Dataset records:
************
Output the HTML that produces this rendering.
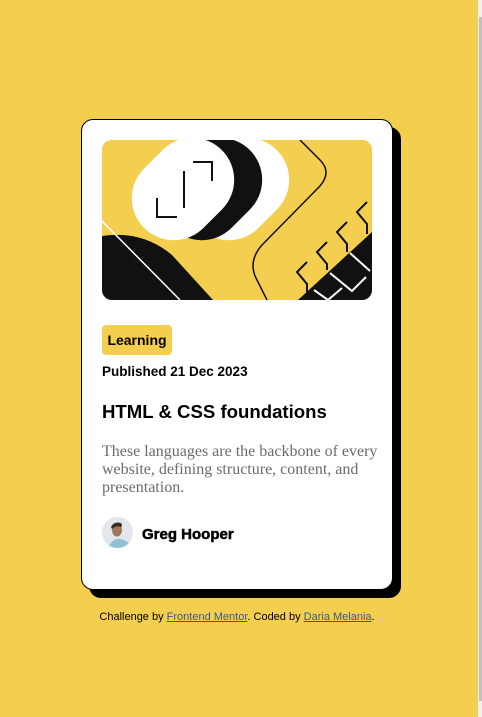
<!DOCTYPE html>
<html><head><style>
body{margin:0;width:482px;height:717px;background:#f4ce4e;position:relative;overflow:hidden;font-family:"Liberation Sans",sans-serif}
.sb{position:absolute;right:0;top:0;width:4px;height:717px;background:#f0f0f0}
.sb div{position:absolute;left:1px;top:17px;width:3px;height:684px;background:#c1c1c1}
.card{position:absolute;left:81px;top:119px;width:310px;height:469px;background:#fff;border:1px solid #000;border-radius:12px;box-shadow:8px 8px 0 #000}
.img{position:absolute;left:20px;top:20px;width:270px;height:160px;border-radius:10px;overflow:hidden;background:#f4ce4e}
.tag{position:absolute;left:20px;top:205px;width:70px;height:30px;background:#f4ce4e;border-radius:4px;font-weight:bold;font-size:14px;line-height:30px;text-align:center}
.pub{position:absolute;left:20px;top:244px;font-size:13.5px;font-weight:bold}
h1{position:absolute;left:20px;top:281px;margin:0;font-size:18.6px;font-weight:bold}
p{position:absolute;left:20px;top:323px;width:282px;margin:0;font-family:"Liberation Serif",serif;font-size:16px;line-height:18px;color:#6b6b6b}
.av{position:absolute;left:20px;top:397px;width:31px;height:31px;border-radius:50%;overflow:hidden;background:#dde3e8}
.nm{position:absolute;left:60px;top:406px;font-weight:bold;font-size:15px;-webkit-text-stroke:0.5px #000}
.foot{position:absolute;left:0;width:474px;top:611px;text-align:center;font-size:11px}
.foot a{color:#3e52a3;text-decoration:underline}
</style></head><body>
<div class="sb"><div></div></div>
<div class="card">
<div class="img"><svg width="270" height="160" viewBox="0 0 270 160">
<rect width="270" height="160" fill="#f4ce4e"/>
<rect x="-55" y="-42" width="110" height="84" rx="42" fill="#fff" transform="translate(136,49) rotate(-45)"/>
<rect x="-55" y="-42" width="110" height="84" rx="42" fill="#111" transform="translate(109,49) rotate(-45)"/>
<rect x="-55" y="-42" width="110" height="84" rx="42" fill="#fff" transform="translate(81,49) rotate(-45)"/>
<path d="M91 22h19v19M55 58v19h20M82 31v37" stroke="#111" stroke-width="2" fill="none"/>
<path d="M0 96 Q40 90 70 115 L111 160 L0 160Z" fill="#111"/>
<path d="M0 81 L78 160" stroke="#fff" stroke-width="1.5"/>
<path d="M198 0 L218 20 Q230 32 218 46 L160 105 Q145 122 155 140 L165 160" stroke="#111" stroke-width="1.5" fill="none"/>
<path d="M196 160 L270 92 L270 160Z" fill="#111"/>
<path d="M265 62l-10 10 10 12v10M245 82l-10 10 10 12v8M225 102l-10 10 10 12v6M205 122l-10 10 10 12v10" stroke="#111" stroke-width="2" fill="none"/>
<path d="M248 113l20 18M228 133l22 18 14-14M212 150l14 10 14-12" stroke="#fff" stroke-width="2" fill="none"/>
</svg></div>
<div class="tag">Learning</div>
<div class="pub">Published 21 Dec 2023</div>
<h1>HTML &amp; CSS foundations</h1>
<p>These languages are the backbone of every website, defining structure, content, and presentation.</p>
<div class="av"><svg width="31" height="31"><rect width="31" height="31" fill="#e3e6ea"/><path d="M6 31 Q10 21 18 22 Q27 23 28 31Z" fill="#8fc1d6"/><ellipse cx="15" cy="13" rx="5" ry="6.5" fill="#a0785f"/><path d="M9 10 Q12 4 19 6 Q21 9 19 10 Q14 8 10 12Z" fill="#3a2a20"/></svg></div>
<div class="nm">Greg Hooper</div>
</div>
<div class="foot">Challenge by <a>Frontend Mentor</a>. Coded by <a>Daria Melania</a>.</div>
</body></html>
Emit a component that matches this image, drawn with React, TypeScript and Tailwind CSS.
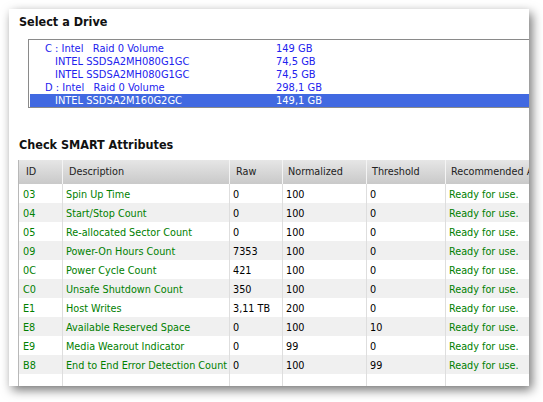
import React from "react";

const drives: { name: string; size: string; indent: boolean; selected?: boolean }[] = [
  { name: "C : Intel   Raid 0 Volume", size: "149 GB", indent: false },
  { name: "INTEL SSDSA2MH080G1GC", size: "74,5 GB", indent: true },
  { name: "INTEL SSDSA2MH080G1GC", size: "74,5 GB", indent: true },
  { name: "D : Intel   Raid 0 Volume", size: "298,1 GB", indent: false },
  { name: "INTEL SSDSA2M160G2GC", size: "149,1 GB", indent: true, selected: true },
];

const rows: [string, string, string, string, string][] = [
  ["03", "Spin Up Time", "0", "100", "0"],
  ["04", "Start/Stop Count", "0", "100", "0"],
  ["05", "Re-allocated Sector Count", "0", "100", "0"],
  ["09", "Power-On Hours Count", "7353", "100", "0"],
  ["0C", "Power Cycle Count", "421", "100", "0"],
  ["C0", "Unsafe Shutdown Count", "350", "100", "0"],
  ["E1", "Host Writes", "3,11 TB", "200", "0"],
  ["E8", "Available Reserved Space", "0", "100", "10"],
  ["E9", "Media Wearout Indicator", "0", "99", "0"],
  ["B8", "End to End Error Detection Count", "0", "100", "99"],
];

const font = { fontFamily: '"DejaVu Sans Condensed", "Liberation Sans", sans-serif' };

export default function App() {
  return (
    <div className="w-[543px] h-[402px] bg-white pl-[9px] pt-[9px] overflow-hidden" style={font}>
      <div className="w-[520px] h-[377px] bg-white overflow-hidden shadow-[3px_4px_10px_rgba(0,0,0,0.55)] flex flex-col">
        <div className="pl-[10px] pt-[2px] h-[21px] text-[12.5px] font-bold text-[#111] leading-[21px]">Select a Drive</div>
        <div className="ml-[19px] mt-[9px] w-[540px] h-[69px] border border-[#8a8a8a] pt-[2px] pl-px flex flex-col">
          {drives.map((d, i) => (
            <div
              key={i}
              className={`h-[13px] shrink-0 flex items-center text-[11px] leading-[13px] ${d.selected ? "bg-[#4169e1] text-white" : "text-[#2222ee]"}`}
            >
              <div className={`w-[246px] whitespace-pre ${d.indent ? "pl-[25px]" : "pl-[15px]"}`}>{d.name}</div>
              <div>{d.size}</div>
            </div>
          ))}
        </div>
        <div className="ml-[12px] mt-[16px] h-px bg-[#dcdcdc]" />
        <div className="pl-[10px] mt-[13px] h-[16px] text-[12.5px] font-bold text-[#111] leading-[16px]">Check SMART Attributes</div>
        <div className="ml-[9px] mt-[7px] w-[600px] border-l border-[#b8b8b8] text-[10.75px]">
          <div className="flex h-[24px] bg-gradient-to-b from-[#e6e6e6] to-[#c9c9c9] text-[#222] whitespace-nowrap">
            <div className="w-[44px] pl-[7px] flex items-center border-r border-[#f4f4f4]">ID</div>
            <div className="w-[167px] pl-[6px] flex items-center border-r border-[#f4f4f4]">Description</div>
            <div className="w-[53px] pl-[6px] flex items-center border-r border-[#f4f4f4]">Raw</div>
            <div className="w-[84px] pl-[5px] flex items-center border-r border-[#f4f4f4]">Normalized</div>
            <div className="w-[79px] pl-[5px] flex items-center border-r border-[#f4f4f4]">Threshold</div>
            <div className="w-[160px] pl-[5px] flex items-center">Recommended Action</div>
          </div>
          {rows.map((r, i) => (
            <div key={i} className={`flex h-[19px] whitespace-nowrap ${i % 2 === 1 ? "bg-[#f0f0f0]" : "bg-white"}`}>
              <div className="w-[44px] pl-[4px] pt-[3px] border-r border-[#dedede] text-[#008000]">{r[0]}</div>
              <div className="w-[167px] pl-[3px] pt-[3px] border-r border-[#dedede] text-[#008000]">{r[1]}</div>
              <div className="w-[53px] pl-[3px] pt-[3px] border-r border-[#dedede] text-black">{r[2]}</div>
              <div className="w-[84px] pl-[3px] pt-[3px] border-r border-[#dedede] text-black">{r[3]}</div>
              <div className="w-[79px] pl-[3px] pt-[3px] border-r border-[#dedede] text-black">{r[4]}</div>
              <div className="w-[160px] pl-[3px] pt-[3px] text-[#008000]">Ready for use.</div>
            </div>
          ))}
          <div className="flex h-[19px] bg-white">
            <div className="w-[44px] border-r border-[#dedede]" />
            <div className="w-[167px] border-r border-[#dedede]" />
            <div className="w-[53px] border-r border-[#dedede]" />
            <div className="w-[84px] border-r border-[#dedede]" />
            <div className="w-[79px] border-r border-[#dedede]" />
            <div className="w-[160px]" />
          </div>
        </div>
      </div>
    </div>
  );
}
************
Direction:
Leaving out all pictures, set down exactly the lines of the material above, from the line with "Emit a component" to the line with "import React from" inclusive, and no others.

Solution to this problem:
Emit a component that matches this image, drawn with React, TypeScript and Tailwind CSS.
import React from "react";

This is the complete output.